Rows from a dataset of pages and code
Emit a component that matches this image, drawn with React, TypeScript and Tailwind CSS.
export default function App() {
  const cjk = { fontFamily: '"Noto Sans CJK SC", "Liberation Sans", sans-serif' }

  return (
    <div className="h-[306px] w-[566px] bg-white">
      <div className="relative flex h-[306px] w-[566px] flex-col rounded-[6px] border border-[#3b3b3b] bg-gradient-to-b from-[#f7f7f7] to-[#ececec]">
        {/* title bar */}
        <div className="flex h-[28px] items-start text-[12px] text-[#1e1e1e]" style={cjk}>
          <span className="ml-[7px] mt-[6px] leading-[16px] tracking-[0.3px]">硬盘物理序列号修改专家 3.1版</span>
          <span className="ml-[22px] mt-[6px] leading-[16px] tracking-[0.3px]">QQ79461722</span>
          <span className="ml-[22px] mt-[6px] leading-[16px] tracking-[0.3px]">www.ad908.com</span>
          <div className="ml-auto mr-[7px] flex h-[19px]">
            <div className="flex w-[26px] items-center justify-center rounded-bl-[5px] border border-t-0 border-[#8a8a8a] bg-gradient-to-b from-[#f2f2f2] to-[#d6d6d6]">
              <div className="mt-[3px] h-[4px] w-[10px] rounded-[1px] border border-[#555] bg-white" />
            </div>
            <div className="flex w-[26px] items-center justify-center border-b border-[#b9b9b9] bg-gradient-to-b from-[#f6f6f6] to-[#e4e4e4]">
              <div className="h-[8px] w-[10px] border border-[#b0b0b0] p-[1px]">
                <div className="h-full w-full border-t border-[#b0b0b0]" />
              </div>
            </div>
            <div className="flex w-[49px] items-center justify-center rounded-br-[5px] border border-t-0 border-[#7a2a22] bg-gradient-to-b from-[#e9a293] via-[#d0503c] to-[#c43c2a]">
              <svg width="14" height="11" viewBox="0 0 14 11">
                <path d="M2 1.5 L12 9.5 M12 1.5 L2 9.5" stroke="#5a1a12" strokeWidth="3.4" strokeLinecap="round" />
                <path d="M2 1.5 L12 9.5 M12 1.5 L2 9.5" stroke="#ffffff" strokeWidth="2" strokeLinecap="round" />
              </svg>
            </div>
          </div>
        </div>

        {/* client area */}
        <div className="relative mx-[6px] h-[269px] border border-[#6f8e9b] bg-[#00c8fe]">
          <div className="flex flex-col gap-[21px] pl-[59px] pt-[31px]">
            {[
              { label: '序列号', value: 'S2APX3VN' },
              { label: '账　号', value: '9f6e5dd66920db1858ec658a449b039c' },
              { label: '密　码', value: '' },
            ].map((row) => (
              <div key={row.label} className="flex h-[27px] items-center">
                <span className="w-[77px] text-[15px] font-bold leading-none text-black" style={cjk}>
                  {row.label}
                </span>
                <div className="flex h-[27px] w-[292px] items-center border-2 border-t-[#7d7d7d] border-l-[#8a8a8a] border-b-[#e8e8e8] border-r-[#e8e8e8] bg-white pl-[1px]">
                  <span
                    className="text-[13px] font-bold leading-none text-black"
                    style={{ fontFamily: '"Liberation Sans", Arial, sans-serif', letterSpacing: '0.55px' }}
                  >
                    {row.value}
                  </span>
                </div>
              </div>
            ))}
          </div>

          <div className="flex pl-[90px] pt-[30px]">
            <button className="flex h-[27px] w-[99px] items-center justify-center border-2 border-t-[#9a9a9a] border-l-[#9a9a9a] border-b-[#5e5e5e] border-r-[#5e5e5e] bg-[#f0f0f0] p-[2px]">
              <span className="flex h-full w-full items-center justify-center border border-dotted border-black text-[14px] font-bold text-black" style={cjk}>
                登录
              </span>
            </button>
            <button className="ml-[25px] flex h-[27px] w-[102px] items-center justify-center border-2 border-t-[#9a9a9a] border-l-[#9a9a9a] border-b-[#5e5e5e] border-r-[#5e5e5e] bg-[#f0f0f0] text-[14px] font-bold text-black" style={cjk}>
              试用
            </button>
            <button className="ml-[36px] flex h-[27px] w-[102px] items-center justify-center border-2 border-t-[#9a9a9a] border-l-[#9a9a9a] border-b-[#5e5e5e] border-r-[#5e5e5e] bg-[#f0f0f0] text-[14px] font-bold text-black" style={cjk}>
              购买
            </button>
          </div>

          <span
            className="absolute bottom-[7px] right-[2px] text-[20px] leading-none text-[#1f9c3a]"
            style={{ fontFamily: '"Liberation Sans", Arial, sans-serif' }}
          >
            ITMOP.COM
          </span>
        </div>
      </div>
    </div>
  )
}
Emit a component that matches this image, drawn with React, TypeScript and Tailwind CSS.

What is expected: Give the data again, exactly as it stands.

Output below:
Emit a component that matches this image, drawn with React, TypeScript and Tailwind CSS.
export default function App() {
  const cjk = { fontFamily: '"Noto Sans CJK SC", "Liberation Sans", sans-serif' }

  return (
    <div className="h-[306px] w-[566px] bg-white">
      <div className="relative flex h-[306px] w-[566px] flex-col rounded-[6px] border border-[#3b3b3b] bg-gradient-to-b from-[#f7f7f7] to-[#ececec]">
        {/* title bar */}
        <div className="flex h-[28px] items-start text-[12px] text-[#1e1e1e]" style={cjk}>
          <span className="ml-[7px] mt-[6px] leading-[16px] tracking-[0.3px]">硬盘物理序列号修改专家 3.1版</span>
          <span className="ml-[22px] mt-[6px] leading-[16px] tracking-[0.3px]">QQ79461722</span>
          <span className="ml-[22px] mt-[6px] leading-[16px] tracking-[0.3px]">www.ad908.com</span>
          <div className="ml-auto mr-[7px] flex h-[19px]">
            <div className="flex w-[26px] items-center justify-center rounded-bl-[5px] border border-t-0 border-[#8a8a8a] bg-gradient-to-b from-[#f2f2f2] to-[#d6d6d6]">
              <div className="mt-[3px] h-[4px] w-[10px] rounded-[1px] border border-[#555] bg-white" />
            </div>
            <div className="flex w-[26px] items-center justify-center border-b border-[#b9b9b9] bg-gradient-to-b from-[#f6f6f6] to-[#e4e4e4]">
              <div className="h-[8px] w-[10px] border border-[#b0b0b0] p-[1px]">
                <div className="h-full w-full border-t border-[#b0b0b0]" />
              </div>
            </div>
            <div className="flex w-[49px] items-center justify-center rounded-br-[5px] border border-t-0 border-[#7a2a22] bg-gradient-to-b from-[#e9a293] via-[#d0503c] to-[#c43c2a]">
              <svg width="14" height="11" viewBox="0 0 14 11">
                <path d="M2 1.5 L12 9.5 M12 1.5 L2 9.5" stroke="#5a1a12" strokeWidth="3.4" strokeLinecap="round" />
                <path d="M2 1.5 L12 9.5 M12 1.5 L2 9.5" stroke="#ffffff" strokeWidth="2" strokeLinecap="round" />
              </svg>
            </div>
          </div>
        </div>

        {/* client area */}
        <div className="relative mx-[6px] h-[269px] border border-[#6f8e9b] bg-[#00c8fe]">
          <div className="flex flex-col gap-[21px] pl-[59px] pt-[31px]">
            {[
              { label: '序列号', value: 'S2APX3VN' },
              { label: '账　号', value: '9f6e5dd66920db1858ec658a449b039c' },
              { label: '密　码', value: '' },
            ].map((row) => (
              <div key={row.label} className="flex h-[27px] items-center">
                <span className="w-[77px] text-[15px] font-bold leading-none text-black" style={cjk}>
                  {row.label}
                </span>
                <div className="flex h-[27px] w-[292px] items-center border-2 border-t-[#7d7d7d] border-l-[#8a8a8a] border-b-[#e8e8e8] border-r-[#e8e8e8] bg-white pl-[1px]">
                  <span
                    className="text-[13px] font-bold leading-none text-black"
                    style={{ fontFamily: '"Liberation Sans", Arial, sans-serif', letterSpacing: '0.55px' }}
                  >
                    {row.value}
                  </span>
                </div>
              </div>
            ))}
          </div>

          <div className="flex pl-[90px] pt-[30px]">
            <button className="flex h-[27px] w-[99px] items-center justify-center border-2 border-t-[#9a9a9a] border-l-[#9a9a9a] border-b-[#5e5e5e] border-r-[#5e5e5e] bg-[#f0f0f0] p-[2px]">
              <span className="flex h-full w-full items-center justify-center border border-dotted border-black text-[14px] font-bold text-black" style={cjk}>
                登录
              </span>
            </button>
            <button className="ml-[25px] flex h-[27px] w-[102px] items-center justify-center border-2 border-t-[#9a9a9a] border-l-[#9a9a9a] border-b-[#5e5e5e] border-r-[#5e5e5e] bg-[#f0f0f0] text-[14px] font-bold text-black" style={cjk}>
              试用
            </button>
            <button className="ml-[36px] flex h-[27px] w-[102px] items-center justify-center border-2 border-t-[#9a9a9a] border-l-[#9a9a9a] border-b-[#5e5e5e] border-r-[#5e5e5e] bg-[#f0f0f0] text-[14px] font-bold text-black" style={cjk}>
              购买
            </button>
          </div>

          <span
            className="absolute bottom-[7px] right-[2px] text-[20px] leading-none text-[#1f9c3a]"
            style={{ fontFamily: '"Liberation Sans", Arial, sans-serif' }}
          >
            ITMOP.COM
          </span>
        </div>
      </div>
    </div>
  )
}
Emit a component that matches this image, drawn with React, TypeScript and Tailwind CSS.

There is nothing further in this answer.